## Overview

This notebook will show you how to create and query a table or DataFrame or Dataset using DepartureDelay.csv dataset.

This notebook is written in **Python** so the default cell type is Python. However, you can use different languages by using the `%LANGUAGE` syntax. Python, Scala, SQL, and R are all supported.

In [None]:
# File location and type
file_location = "/databricks-datasets/flights/departuredelays.csv"
file_type = "csv"

# CSV options
infer_schema = False
first_row_is_header = True
delimiter = ","

# The applied options are for CSV files.
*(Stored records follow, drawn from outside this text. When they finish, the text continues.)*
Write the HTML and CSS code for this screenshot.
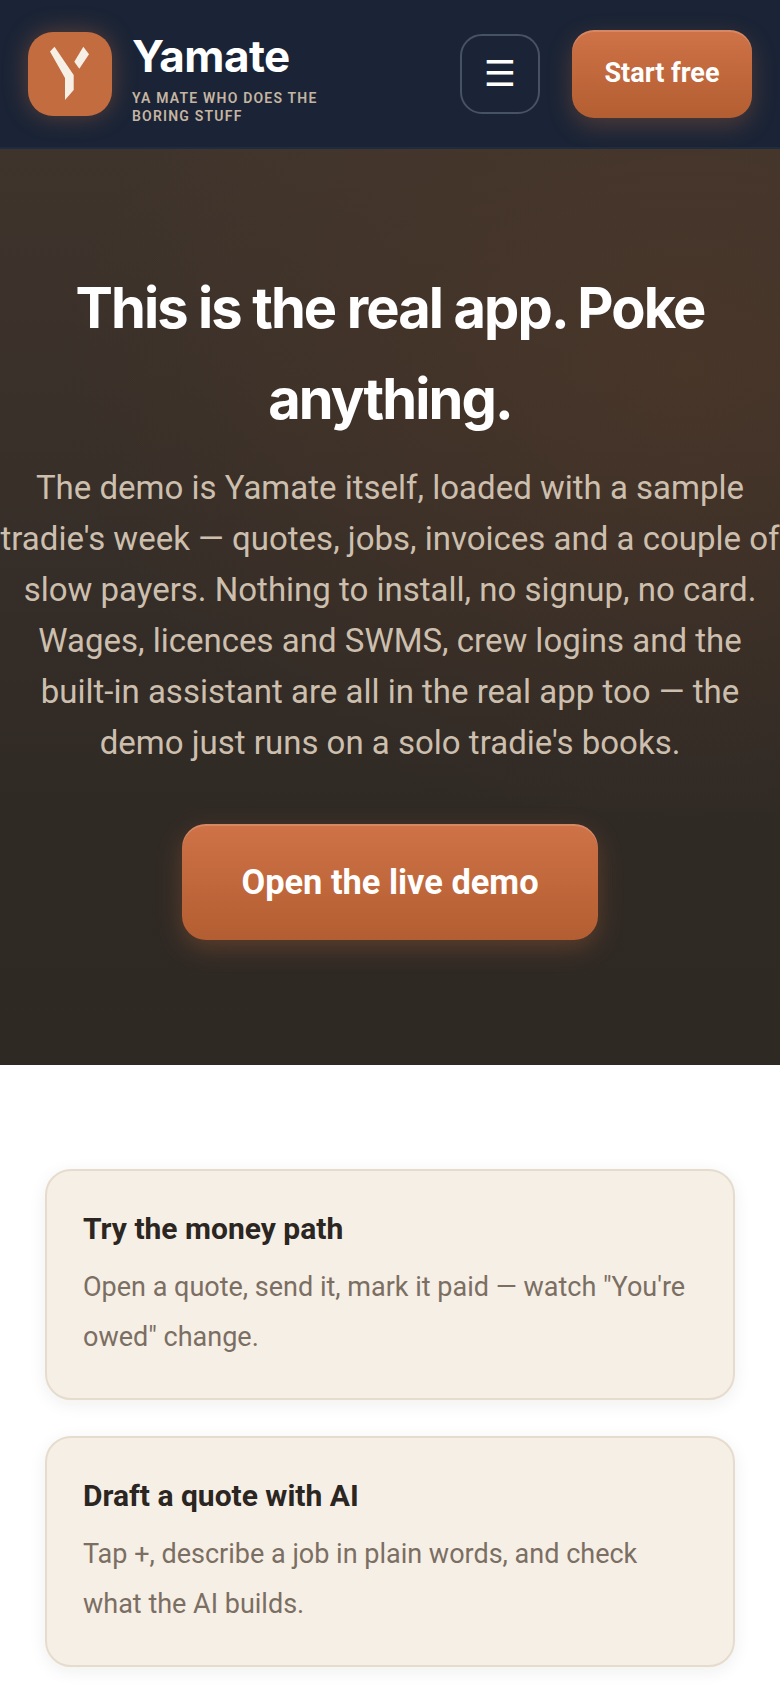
FILE: index.html
```html
<!DOCTYPE html>
<html lang="en">
<head>
<meta charset="utf-8">
<title>Yamate – Live demo</title>
<link rel="stylesheet" href="styles.css">
</head>
<body>
<header class="topbar">
  <a class="brand" href="#">
    <span class="brand-mark">
      <svg viewBox="0 0 84 84" width="84" height="84" aria-hidden="true">
        <path class="mark-y" d="M22 19.5 26.5 14.7 45.7 43V58L37 68V46Z"/>
        <path class="mark-y" d="M55.3 14.7 61 22.3 51.3 36.7 46.3 29.7Z"/>
      </svg>
    </span>
    <span class="brand-text">
      <span class="brand-name">Yamate</span>
      <span class="brand-tag">YA MATE WHO DOES THE BORING STUFF</span>
    </span>
  </a>
  <button class="menu-btn" type="button" aria-label="Menu">☰</button>
  <a class="btn btn-small" href="#">Start free</a>
</header>

<section class="hero">
  <h1>This is the real app. Poke anything.</h1>
  <p>The demo is Yamate itself, loaded with a sample tradie's week — quotes, jobs, invoices and a couple of slow payers. Nothing to install, no signup, no card. Wages, licences and SWMS, crew logins and the built-in assistant are all in the real app too — the demo just runs on a solo tradie's books.</p>
  <a class="btn btn-large" href="#">Open the live demo</a>
</section>

<main class="tips">
  <article class="tip">
    <h3>Try the money path</h3>
    <p>Open a quote, send it, mark it paid — watch "You're owed" change.</p>
  </article>
  <article class="tip">
    <h3>Draft a quote with AI</h3>
    <p>Tap +, describe a job in plain words, and check what the AI builds.</p>
  </article>
</main>
</body>
</html>
```
FILE: styles.css
```css
* { box-sizing: border-box; }

html, body { margin: 0; padding: 0; }

body {
  background: #fff;
  font-family: Roboto, "Liberation Sans", sans-serif;
  color: #2b2622;
  height: 1688px;
  overflow: hidden;
}

a { text-decoration: none; color: inherit; }

/* Top navigation */
.topbar {
  height: 149px;
  display: flex;
  align-items: center;
  padding: 0 28px;
  background: #1a2436;
  border-bottom: 2px solid #1f2c3f;
}

.brand {
  display: flex;
  align-items: center;
  gap: 20px;
  flex: 1;
  min-width: 0;
}

.brand-mark {
  flex: none;
  width: 84px;
  height: 84px;
  border-radius: 25px;
  background: #c36c40;
  box-shadow: 0 0 24px rgba(195, 108, 64, .4);
}

.brand-mark svg { display: block; }
.mark-y { fill: #f6efe6; }

.brand-text { display: flex; flex-direction: column; width: 200px; padding-top: 9px; }

.brand-name {
  font-family: Inter, "Open Sans", sans-serif;
  font-weight: 700;
  font-size: 44px;
  line-height: 50px;
  letter-spacing: -.5px;
  color: #fff;
}

.brand-tag {
  margin-top: 8px;
  font-size: 14px;
  line-height: 18px;
  font-weight: 600;
  letter-spacing: 1.2px;
  color: #c6b5a2;
}

.menu-btn {
  flex: none;
  width: 80px;
  height: 80px;
  margin-right: 32px;
  padding: 0;
  border: 2px solid #475263;
  border-radius: 22px;
  background: transparent;
  color: #fff;
  font-size: 36px;
  line-height: 1;
  font-family: "DejaVu Sans", sans-serif;
}

/* Orange call-to-action buttons */
.btn {
  display: flex;
  align-items: center;
  justify-content: center;
  color: #fff;
  font-weight: 700;
  background: linear-gradient(180deg, #cf7247, #b35e32);
  box-shadow: inset 0 2px 0 rgba(255, 255, 255, .16), 0 8px 24px rgba(195, 108, 64, .3);
}

.btn-small {
  flex: none;
  width: 180px;
  height: 88px;
  border-radius: 22px;
  font-size: 27px;
  padding-bottom: 1px;
}

.btn-large {
  width: 416px;
  height: 116px;
  border-radius: 24px;
  font-size: 34.4px;
}

/* Hero */
.hero {
  height: 916px;
  display: flex;
  flex-direction: column;
  align-items: center;
  padding-top: 114px;
  text-align: center;
  background:
    radial-gradient(ellipse 620px 460px at 88% 24%, rgba(92, 60, 40, .42), transparent 100%),
    linear-gradient(180deg, #3f342c 0%, #302a25 72%, #2f2924 100%);
}

.hero h1 {
  margin: 0;
  width: 700px;
  font-family: Inter, "Open Sans", sans-serif;
  font-size: 56px;
  line-height: 91px;
  font-weight: 700;
  letter-spacing: -1.9px;
  color: #fff;
}

.hero p {
  margin: 17px -10px 0;
  width: 800px;
  padding: 0 10px;
  font-size: 33px;
  line-height: 51px;
  color: #cdbfae;
}

.hero .btn-large { margin-top: 56px; }

/* Suggestion cards */
.tips {
  display: flex;
  flex-direction: column;
  gap: 36px;
  padding: 104px 45px 0;
}

.tip {
  height: 231px;
  padding: 38px 36px;
  border: 2px solid #e6dccd;
  border-radius: 26px;
  background: #f6efe6;
  box-shadow: 0 4px 18px rgba(40, 30, 20, .07);
}

.tip h3 {
  margin: 0;
  font-size: 30px;
  line-height: 40px;
  font-weight: 700;
  color: #2b2622;
}

.tip p {
  margin: 13px 0 0;
  font-size: 27px;
  line-height: 50px;
  color: #7b6e62;
}
```
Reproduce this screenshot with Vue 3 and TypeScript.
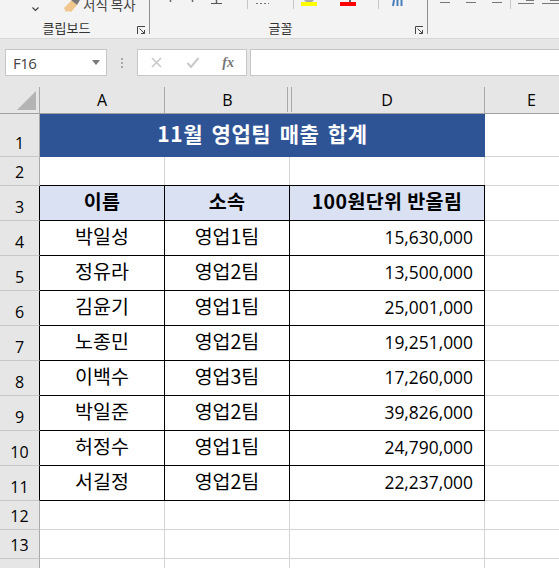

For other file types, these will be ignored.
df = spark.read.format(file_type) \
  .option("inferSchema", infer_schema) \
  .option("header", first_row_is_header) \
  .option("delimiter", delimiter) \
  .load(file_location)


In [None]:
# display the first 10 rows of the dataframe
display(df.limit(10))

Creating a dataset in scala

In [None]:
%scala
val ds = spark.read.options(Map("inferSchema"->"true","delimiter"->",","header"->"true"))
  .csv("/databricks-datasets/flights/departuredelays.csv").as[(Int, Int, Int, String, String)]
// notice at the end the cast .as[(..)] this casts the DataFrame to a DataSet

In [None]:
%scala
display(ds.limit(10))


// Using the standard Spark commands, take() and foreach(), print the first 10 rows of the Datasets. 
Print 10 lines

In [None]:
%scala
ds.take(10).foreach(println(_))

In [None]:
%scala
ds.filter(ds("delay")<0).show(false)

Create a TempView

In [None]:
%scala
ds.createOrReplaceTempView("DepartureDelay")

In [None]:
%sql
select * from DepartureDelay
where delay<0
order by delay asc